• Job:
Take every line from the listing below that contains "React".

=-=-=-=-=

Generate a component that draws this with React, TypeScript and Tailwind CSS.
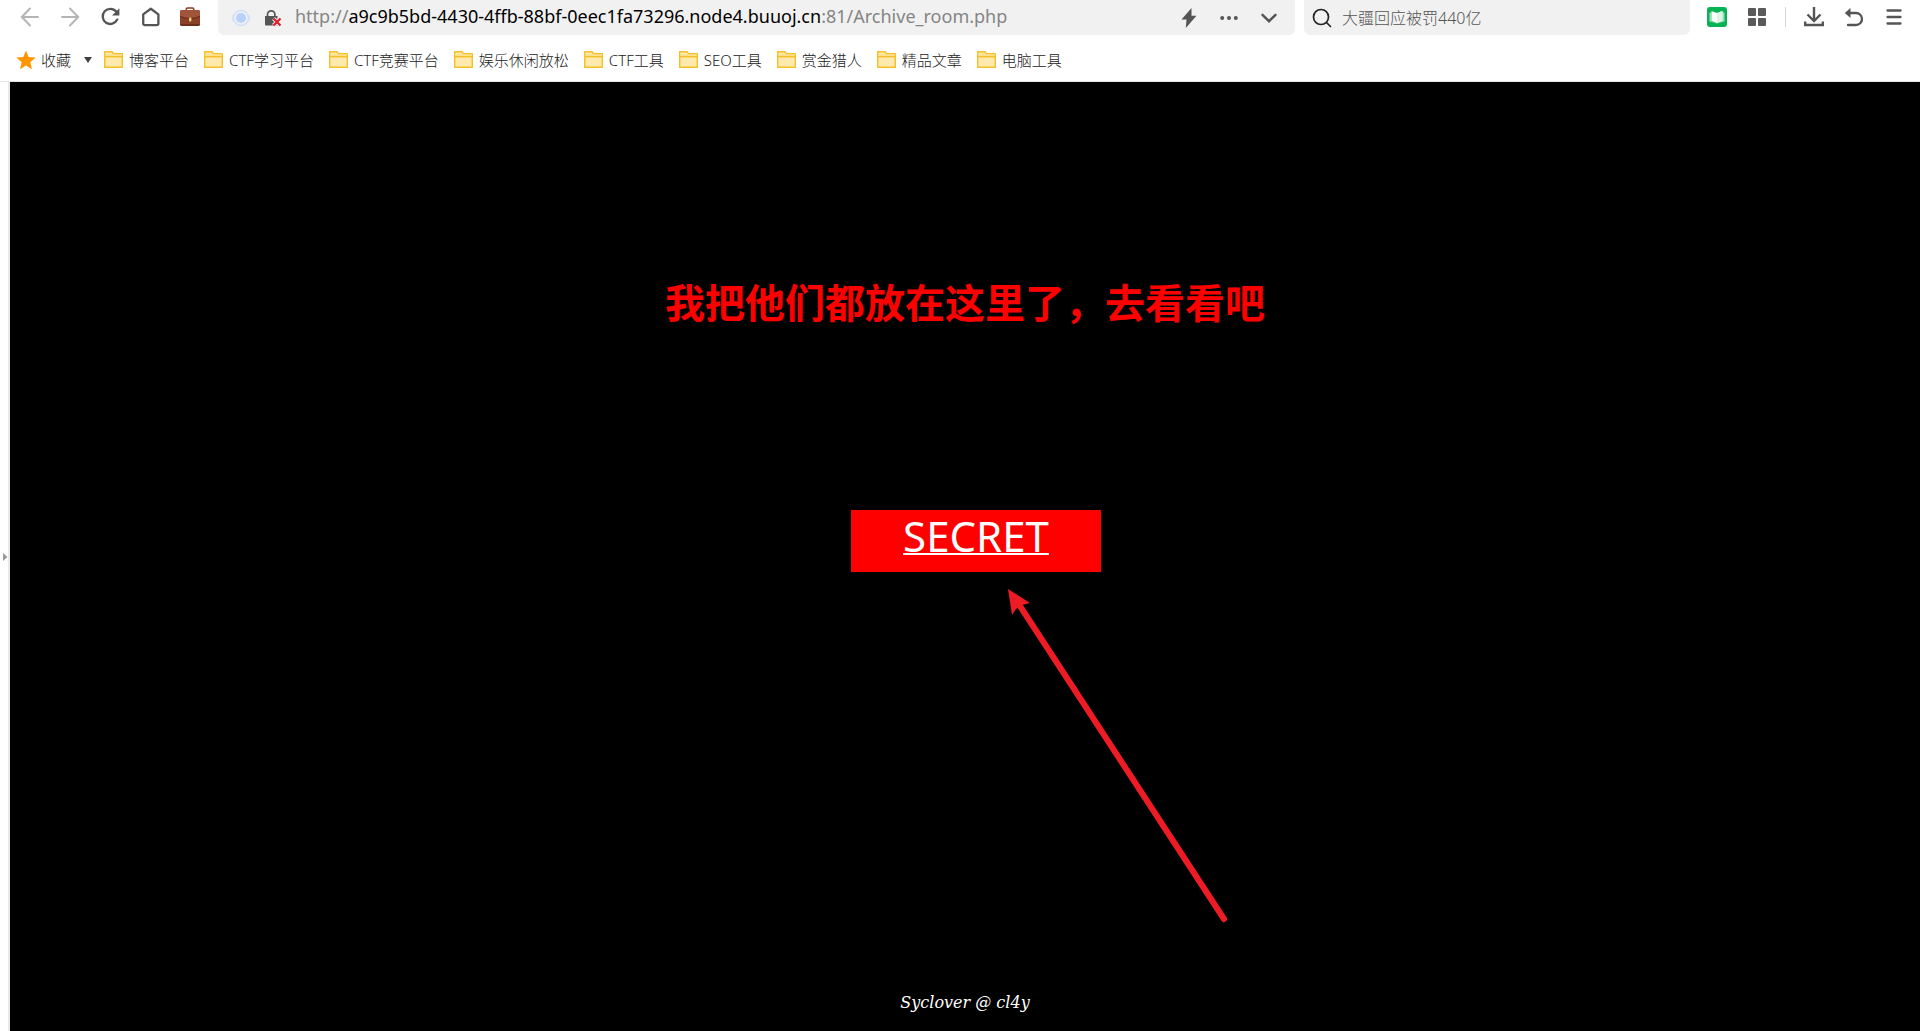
import React from "react";

const bookmarks = [
  "博客平台",
  "CTF学习平台",
  "CTF竞赛平台",
  "娱乐休闲放松",
  "CTF工具",
  "SEO工具",
  "赏金猎人",
  "精品文章",
  "电脑工具",
];

function IconButton({ label, children }: { label: string; children: React.ReactNode }) {
  return (
    <button type="button" aria-label={label} className="flex size-5 shrink-0 items-center justify-center">
      {children}
    </button>
  );
}

function BackIcon() {
  return (
    <svg width="20" height="20" viewBox="0 0 20 20" fill="none" stroke="#b5b5b5" strokeWidth="2" strokeLinecap="round">
      <path d="M18 10H2M10 1.5L1.8 10l8.2 8.5" />
    </svg>
  );
}

function ForwardIcon() {
  return (
    <svg width="20" height="20" viewBox="0 0 20 20" fill="none" stroke="#b5b5b5" strokeWidth="2" strokeLinecap="round">
      <path d="M2 10h16M10 1.5l8.2 8.5-8.2 8.5" />
    </svg>
  );
}

function ReloadIcon() {
  return (
    <svg width="20" height="20" viewBox="0 0 20 20" fill="none">
      <path d="M17.200 12.600A7.600 7.600 0 1 1 16.200 4.600" stroke="#555" strokeWidth="2.300" strokeLinecap="round" />
      <path d="M19.400 1.200v7.200H12z" fill="#555" />
    </svg>
  );
}

function HomeIcon() {
  return (
    <svg width="20" height="20" viewBox="0 0 20 20" fill="none" stroke="#555" strokeWidth="2.300" strokeLinejoin="round">
      <path d="M10.800 1.800l-7.600 5.600v9.200a1.600 1.600 0 0 0 1.600 1.600h12a1.600 1.600 0 0 0 1.600-1.600V7.400z" />
    </svg>
  );
}

function BriefcaseIcon() {
  return (
    <svg width="20" height="20" viewBox="0 0 20 20">
      <path d="M6.200 4V2.200Q6.200 1 7.500 1h5q1.300 0 1.300 1.200V4" fill="none" stroke="#8a3d22" strokeWidth="1.500" />
      <rect x="0" y="3" width="20" height="16" rx="2" fill="#8b4128" />
      <path d="M0 5a2 2 0 0 1 2-2h16a2 2 0 0 1 2 2v4q-4 2.500-10 2.500T0 9z" fill="#a0543a" />
      <path d="M0 9.200q4 2.300 10 2.300t10-2.300" fill="none" stroke="#64291a" />
      <path d="M0 17h20a2 2 0 0 1-2 2H2a2 2 0 0 1-2-2z" fill="#6f2f1d" />
      <rect x="9" y="10.500" width="2.400" height="4" rx="1" fill="#f2d27c" />
    </svg>
  );
}

function SiteIcon() {
  return (
    <svg width="18" height="18" viewBox="0 0 18 18" fill="none">
      <circle cx="9" cy="9" r="7.500" stroke="#cfe0fb" strokeWidth="1.500" />
      <circle cx="9" cy="9" r="5" fill="#b7d1fc" />
      <path d="M1 6v6M17 6v6" stroke="#cfe0fb" strokeWidth="1.500" />
    </svg>
  );
}

function InsecureIcon() {
  return (
    <svg width="18" height="18" viewBox="0 0 18 18" fill="none">
      <path d="M3.500 8V5.500a3.700 3.700 0 0 1 7.400 0V8" stroke="#555" strokeWidth="1.700" />
      <path d="M1 7h12.500v9.500H2A1 1 0 0 1 1 15.500z" fill="#555" />
      <path d="M9.500 9.500l7 7M16.500 9.500l-7 7" stroke="#f1f1f1" strokeWidth="4" />
      <path d="M9.500 9.500l7 7M16.500 9.500l-7 7" stroke="#d91d2a" strokeWidth="2.200" />
    </svg>
  );
}

function FolderIcon() {
  return (
    <svg width="19" height="17" viewBox="0 0 19 17" className="shrink-0">
      <path d="M.7.700h7.300l1.500 2h8.800v13.600H.700z" fill="#ffeaae" stroke="#f6bf26" strokeWidth="1.400" strokeLinejoin="round" />
      <path d="M1 5.700h17" stroke="#f6bf26" strokeWidth="1.400" />
      <path d="M1.400 3.300h16.200v1.600H1.400z" fill="#ffe08a" />
    </svg>
  );
}

function Toolbar() {
  return (
    <div className="flex h-[35px] items-start">
      <nav aria-label="导航" className="flex h-[34px] w-[218px] shrink-0 items-center gap-5 pl-5">
        <IconButton label="后退"><BackIcon /></IconButton>
        <IconButton label="前进"><ForwardIcon /></IconButton>
        <IconButton label="刷新"><ReloadIcon /></IconButton>
        <IconButton label="主页"><HomeIcon /></IconButton>
        <IconButton label="工具箱"><BriefcaseIcon /></IconButton>
      </nav>
      <div className="flex h-[35px] grow items-center rounded-b-md bg-[#f1f1f1] pr-4 pl-[14px]">
        <SiteIcon />
        <span className="ml-[14px] shrink-0"><InsecureIcon /></span>
        <a href="#address" className="ml-[13px] grow pb-1 text-[18px] leading-6 whitespace-nowrap text-[#858585]">
          http://<span className="text-black">a9c9b5bd-4430-4ffb-88bf-0eec1fa73296.node4.buuoj.cn</span>:81/Archive_room.php
        </a>
        <div className="flex items-center gap-5">
          <IconButton label="极速模式">
            <svg width="16" height="20" viewBox="0 0 16 20" fill="#555"><path d="M10.500 0L.5 11.500h5L4.800 20l10.700-12.300h-5z" /></svg>
          </IconButton>
          <IconButton label="更多">
            <svg width="18" height="4" viewBox="0 0 18 4" fill="#555"><circle cx="2.200" cy="2" r="2" /><circle cx="9" cy="2" r="2" /><circle cx="15.800" cy="2" r="2" /></svg>
          </IconButton>
          <IconButton label="展开">
            <svg width="16" height="10" viewBox="0 0 16 10" fill="none" stroke="#555" strokeWidth="2.400" strokeLinecap="round"><path d="M1.500 1.800L8 8.200l6.500-6.400" /></svg>
          </IconButton>
        </div>
      </div>
      <label className="ml-[9px] flex h-[35px] w-[386px] shrink-0 items-center rounded-b-md bg-[#f1f1f1] pl-2">
        <svg width="20" height="20" viewBox="0 0 20 20" fill="none" stroke="#222" strokeWidth="1.700" strokeLinecap="round">
          <circle cx="9" cy="9" r="7.500" />
          <path d="M14.500 14.500l4 4" />
        </svg>
        <input
          aria-label="搜索"
          placeholder="大疆回应被罚440亿"
          className="ml-[10px] grow bg-transparent text-base leading-6 font-light outline-none placeholder:text-[#555]"
        />
      </label>
      <div className="flex h-[34px] w-[230px] shrink-0 items-center gap-5 pl-[17px]">
        <IconButton label="阅读">
          <svg width="20" height="20" viewBox="0 0 20 20">
            <rect width="20" height="20" rx="3" fill="#07b253" />
            <path d="M2.500 5.500h2v9l5.500 1.500 5.500-1.500v-9h2v9L10 16.500l-7.500-2z" fill="#9be0b8" />
            <path d="M4.500 4l5.500 2 5.500-2v10L10 16l-5.500-2z" fill="#fff" />
            <path d="M10 6v10l5.500-2V4z" fill="#dcf5e6" />
          </svg>
        </IconButton>
        <IconButton label="应用">
          <svg width="18" height="18" viewBox="0 0 18 18" fill="#5a5a5a">
            <rect width="8" height="8" rx="1" /><rect x="10" width="8" height="8" rx="1" /><rect y="10" width="8" height="8" rx="1" /><rect x="10" y="10" width="8" height="8" rx="1" />
          </svg>
        </IconButton>
        <span className="-mx-[2px] h-5 w-px bg-[#d5d5d5]" />
        <IconButton label="下载">
          <svg width="20" height="20" viewBox="0 0 20 20" fill="none" stroke="#555" strokeWidth="2.400">
            <path d="M10 0v13.500M3.500 7.500l6.500 6.500 6.500-6.500M1.200 14.500V18h17.600v-3.500" />
          </svg>
        </IconButton>
        <IconButton label="撤销">
          <svg width="20" height="20" viewBox="0 0 20 20" fill="none">
            <path d="M5 6h7a6 6 0 0 1 0 12H4" stroke="#555" strokeWidth="2.300" strokeLinecap="round" />
            <path d="M.8 6l5.700-5v10z" fill="#555" />
          </svg>
        </IconButton>
        <IconButton label="菜单">
          <svg width="16" height="16" viewBox="0 0 16 16" stroke="#555" strokeWidth="2.300" strokeLinecap="round"><path d="M1.500 1.500h13M1.500 8h13M1.500 14.500h13" /></svg>
        </IconButton>
      </div>
    </div>
  );
}

function BookmarksBar() {
  return (
    <nav aria-label="收藏夹" className="flex h-[46px] items-center gap-[15px] pt-[3px] pl-4 text-[15px] leading-5 font-light whitespace-nowrap text-[#222]">
      <button type="button" className="-mr-[3px] flex items-center">
        <svg width="20" height="20" viewBox="0 0 20 20" fill="#ff9500">
          <path d="M10 .5l2.700 6.600 7 .500-5.400 4.600 1.700 7L10 15.500l-6 3.700 1.700-7L.3 7.600l7-.500z" />
        </svg>
        <span className="ml-[5px]">收藏</span>
        <svg width="8" height="6" viewBox="0 0 8 6" fill="#404040" className="ml-[13px]"><path d="M0 0h8L4 6z" /></svg>
      </button>
      {bookmarks.map((name) => (
        <a key={name} href="#bookmark" className="flex items-center gap-[6px]">
          <FolderIcon />
          {name}
        </a>
      ))}
    </nav>
  );
}

function RedArrow() {
  return (
    <svg width="224" height="340" viewBox="0 0 224 340" className="pointer-events-none absolute top-[78px] left-[156px]" aria-hidden="true">
      <path d="M11 15L217 331" stroke="#ed1c24" strokeWidth="6" strokeLinecap="round" />
      <path d="M1 1l22 14-8 2-6 4-4 6z" fill="#ed1c24" />
    </svg>
  );
}

export default function App() {
  return (
    <div className="flex min-h-screen flex-col bg-white font-['Noto_Sans','Noto_Sans_CJK_SC',sans-serif]">
      <header className="border-b border-[#e5e5e5]">
        <Toolbar />
        <BookmarksBar />
      </header>
      <div className="flex grow">
        <button type="button" aria-label="展开侧栏" className="flex w-[10px] shrink-0 items-center justify-end border-r-2 border-[#e9e9e9]">
          <svg width="5" height="8" viewBox="0 0 5 8" fill="#999"><path d="M0 0l4.500 4L0 8z" /></svg>
        </button>
        <main className="flex grow flex-col items-center bg-black">
          <h1 className="mt-[191px] text-[40px] leading-[60px] font-bold text-[#f00]">我把他们都放在这里了，去看看吧</h1>
          <a
            href="#secret"
            className="relative mt-[177px] ml-[22px] block h-[62px] w-[250px] bg-[#f00] text-center text-[42px] leading-[52px] text-white underline decoration-2 underline-offset-1 [text-decoration-skip-ink:none]"
          >
            SECRET
            <RedArrow />
          </a>
          <footer className="mt-auto pb-4 font-['DejaVu_Serif',serif] text-[16px] leading-6 text-white italic">Syclover @ cl4y</footer>
        </main>
      </div>
    </div>
  );
}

=-=-=-=-=

• Solution to this exercise:
Generate a component that draws this with React, TypeScript and Tailwind CSS.
import React from "react";
function IconButton({ label, children }: { label: string; children: React.ReactNode }) {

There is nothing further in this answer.